EXERCISE TASK:
Only the lines from the start of the data to the line containing "import React from", both included, should be output, exactly and without pictures.

-- begin DATA PROVIDED --

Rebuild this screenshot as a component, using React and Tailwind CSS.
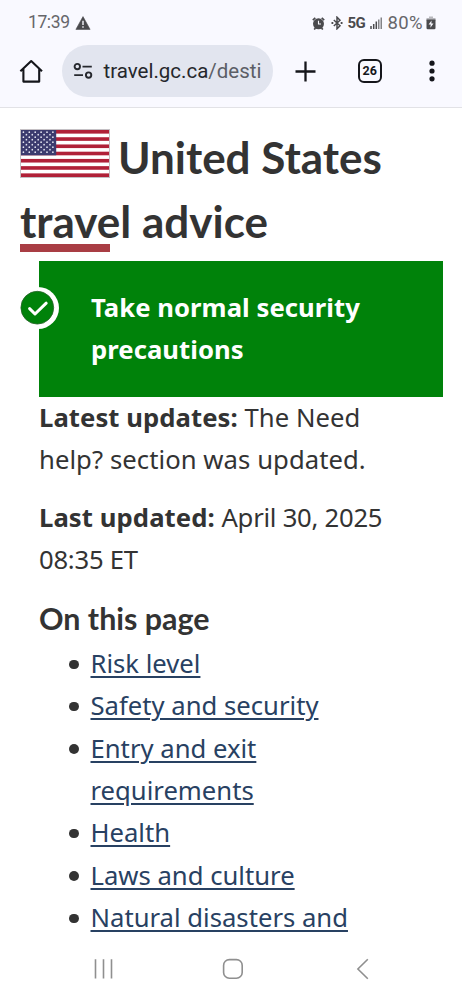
import React from "react";

function StatusBar() {
  return (
    <div className="flex h-[45px] items-center justify-between pl-[28px] pr-[26px] pt-px text-[#66666a]">
      <div className="flex items-center gap-[7px]">
        <span className="font-['Roboto',sans-serif] text-[17.5px] leading-none tracking-[-0.4px] w-[40px] whitespace-nowrap">17:39</span>
        <svg width="16" height="14" viewBox="0 0 15 14">
          <path d="M7.5 0.6 L14.6 13.4 H0.4 Z" fill="#4a4a4d" stroke="#4a4a4d" strokeWidth="0.6" strokeLinejoin="round" />
          <path d="M7.5 4.8 V9 M7.5 10.2 V11.8" stroke="#f8f8fe" strokeWidth="1.4" />
        </svg>
      </div>
      <div className="flex items-center">
        <svg className="mr-[6px]" width="13" height="13" viewBox="0 0 13 13">
          <circle cx="6.5" cy="6.8" r="5.5" fill="#4a4a4d" />
          <path d="M0.8 3.2 L3.3 0.9 M12.2 3.2 L9.7 0.9 M2.2 12.5 L3.5 11 M10.8 12.5 L9.5 11" stroke="#4a4a4d" strokeWidth="1.7" />
          <path d="M6.5 3.8 V7 H9" fill="none" stroke="#f8f8fe" strokeWidth="1.1" />
        </svg>
        <svg className="mr-[5px]" width="12" height="14" viewBox="0 0 12 14">
          <path d="M2.8 4 L9 9.7 L6 12.8 V1.2 L9 4.3 L2.8 10" fill="none" stroke="#4a4a4d" strokeWidth="1.5" />
          <path d="M0.5 7 H2.3 M9.7 7 H11.5" stroke="#4a4a4d" strokeWidth="1.8" />
        </svg>
        <span className="mr-[4px] w-[18px] whitespace-nowrap font-['Roboto',sans-serif] text-[15px] leading-[20px] font-bold tracking-[-0.5px] text-[#4a4a4d]">5G</span>
        <svg className="mr-[6px]" width="12" height="12" viewBox="0 0 12 12">
          <path d="M1 12 V9 M3.7 12 V7 M6.3 12 V4.6" stroke="#4a4a4d" strokeWidth="1.5" />
          <path d="M8.8 12 V2.6 M11.2 12 V0.5" stroke="#66666a" strokeWidth="1.2" />
        </svg>
        <span className="w-[38.5px] whitespace-nowrap font-['Roboto',sans-serif] text-[18.5px] leading-none tracking-[0.4px]">80%</span>
        <svg width="10" height="14" viewBox="0 0 10 14">
          <path d="M3 0.5 H7 V2 H9.5 V5 H0.5 V2 H3 Z" fill="#b9b9be" />
          <path d="M0.5 3.5 H9.5 V12 Q9.5 13.3 8.3 13.3 H1.7 Q0.5 13.3 0.5 12 Z" fill="#4a4a4d" />
          <path d="M5.5 4.5 L2.6 8.6 H4.7 L4.4 11.8 L7.5 7.6 H5.4 Z" fill="#f8f8fe" />
        </svg>
      </div>
    </div>
  );
}

function BrowserBar() {
  return (
    <div className="flex h-[52px] items-center pl-[19px] text-[#15161b]">
      <svg className="mr-[19px] shrink-0" width="24" height="24" viewBox="0 0 24 24" fill="none" stroke="currentColor" strokeWidth="2.1" strokeLinejoin="round">
        <path d="M1.4 12.2 L12.2 2 L23 12.2 M4.4 9.8 V22.6 H20.2 V9.8" />
      </svg>
      <div className="flex h-[52px] w-[210.5px] shrink-0 items-center rounded-full bg-[#e2e5ef] pl-[10.5px]">
        <svg className="mr-[11px] shrink-0" width="20" height="18" viewBox="0 0 20 18" fill="none" stroke="#26282e" strokeWidth="1.9">
          <circle cx="4.3" cy="4.6" r="2.7" />
          <path d="M9.5 4.6 H18.8 M1.2 13.1 H10" />
          <circle cx="15.6" cy="13.1" r="2.7" />
        </svg>
        <span className="whitespace-nowrap font-['Roboto',sans-serif] text-[20.5px] leading-[28px] text-[#25272c]">travel.gc.ca<span className="text-[#5b5e66]">/desti</span></span>
      </div>
      <svg className="ml-[22.5px] shrink-0" width="21" height="21" viewBox="0 0 21 21" stroke="currentColor" strokeWidth="2.3">
        <path d="M10.5 0.5 V20.5 M0.5 10.5 H20.5" />
      </svg>
      <div className="ml-[42px] flex h-[23.5px] w-[23.5px] shrink-0 items-center justify-center rounded-[6px] border-2 border-current font-['Roboto',sans-serif] text-[12.5px] leading-none font-bold">26</div>
      <svg className="ml-[47px] shrink-0" width="6" height="22" viewBox="0 0 6 22" fill="currentColor">
        <circle cx="3" cy="3.2" r="2.6" />
        <circle cx="3" cy="11" r="2.6" />
        <circle cx="3" cy="18.8" r="2.6" />
      </svg>
    </div>
  );
}

const starRows = Array.from({ length: 9 }, (_, r) =>
  Array.from({ length: r % 2 ? 5 : 6 }, (_, c) => [
    (r % 2 ? 6.4 : 3.4) + c * 5.9,
    3.2 + r * 2.5,
  ])
).flat();

function UsFlag() {
  return (
    <svg width="90" height="49" viewBox="0 0 90 49" className="mt-[3px] shrink-0">
      <rect width="90" height="49" fill="#c4c0c4" />
      <rect x="1" y="1" width="88" height="47" fill="#fff" />
      {[0, 1, 2, 3, 4, 5, 6].map((i) => (
        <rect key={i} x="1" y={1 + i * 7.23} width="88" height="3.62" fill="#b02138" />
      ))}
      <rect x="1" y="1" width="35.2" height="25.3" fill="#3c3b6e" />
      {starRows.map(([x, y], i) => (
        <circle key={i} cx={x} cy={y} r="0.85" fill="#e6e6f2" />
      ))}
    </svg>
  );
}

const links = [
  "Risk level",
  "Safety and security",
  "Entry and exit requirements",
  "Health",
  "Laws and culture",
  "Natural disasters and",
];

export default function App() {
  return (
    <div className="flex h-[1000px] w-[462px] flex-col overflow-hidden bg-white">
      <header className="h-[108px] shrink-0 border-b border-[#e2e2e6] bg-[#f9f9ff]">
        <StatusBar />
        <BrowserBar />
      </header>

      <main className="h-[829px] shrink-0 overflow-hidden pt-[18px] pl-[20px] font-['Noto_Sans',sans-serif] text-[25.67px] leading-[42.35px] text-[#333]">
        <h1 className="font-['Lato',sans-serif] text-[44px] leading-[63.5px] font-bold">
          <span className="flex h-[63.5px] gap-[8px] whitespace-nowrap">
            <UsFlag />
            <span>United States</span>
          </span>
          <span className="block h-[63.5px]">travel advice</span>
        </h1>
        <div className="mt-[-9px] h-[8px] w-[90px] bg-[#a93d44]" />

        <div className="pt-[9px] pl-[19px]">
          <div className="relative h-[135.5px] w-[404px] bg-[#00820a] pt-[26px] pl-[52px] font-bold text-white">
            <svg className="absolute top-[25.5px] left-[-22px]" width="42" height="42" viewBox="0 0 42 42">
              <circle cx="21" cy="21" r="21" fill="#fff" />
              <circle cx="20.3" cy="20.7" r="16.4" fill="#00820a" stroke="#28632b" strokeWidth="0.8" />
              <path d="M12.6 21.6 L18 27 L29.2 16.2" fill="none" stroke="#fff" strokeWidth="3" strokeLinecap="round" strokeLinejoin="round" />
            </svg>
            <span className="tracking-[0.05px]">Take normal security<br />precautions</span>
          </div>
          <p className="mt-[0.5px] mb-[15.2px] tracking-[0.06px]">
            <b>Latest updates:</b> The Need<br />help? section was updated.
          </p>
          <p>
            <b className="tracking-[0.08px]">Last updated:</b> <span className="tracking-[-0.25px]">April 30, 2025<br />08:35 ET</span>
          </p>
          <h2 className="mt-[17px] mb-[6.5px] font-['Lato',sans-serif] text-[30.4px] leading-[38px] font-bold">On this page</h2>
          <ul>
            {links.map((text) => (
              <li key={text} className="flex">
                <span className="mt-[16.5px] mr-[12px] ml-[30px] h-[9.5px] w-[9.5px] shrink-0 rounded-full bg-[#333]" />
                <a className="w-[290px] text-[#284162] underline decoration-[1.6px] underline-offset-[3px]">{text}</a>
              </li>
            ))}
          </ul>
        </div>
      </main>

      <nav className="flex h-[63px] shrink-0 items-center bg-white pl-[93px] text-[#8f8f8f]">
        <svg width="21" height="22" viewBox="0 0 21 22" stroke="currentColor" strokeWidth="1.6">
          <path d="M2.5 1.3 V20.5 M10.5 1.3 V20.5 M18.5 1.3 V20.5" />
        </svg>
        <svg className="ml-[108px]" width="22" height="22" viewBox="0 0 22 22" fill="none" stroke="currentColor" strokeWidth="1.6">
          <rect x="1.6" y="1.6" width="18.6" height="18.6" rx="5.8" />
        </svg>
        <svg className="ml-[112px]" width="14" height="22" viewBox="0 0 14 22" fill="none" stroke="currentColor" strokeWidth="1.6">
          <path d="M11.8 1.3 L1.9 11 L11.8 20.7" />
        </svg>
      </nav>
    </div>
  );
}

-- end DATA PROVIDED --

THE COMPLETED TASK:
Rebuild this screenshot as a component, using React and Tailwind CSS.
import React from "react";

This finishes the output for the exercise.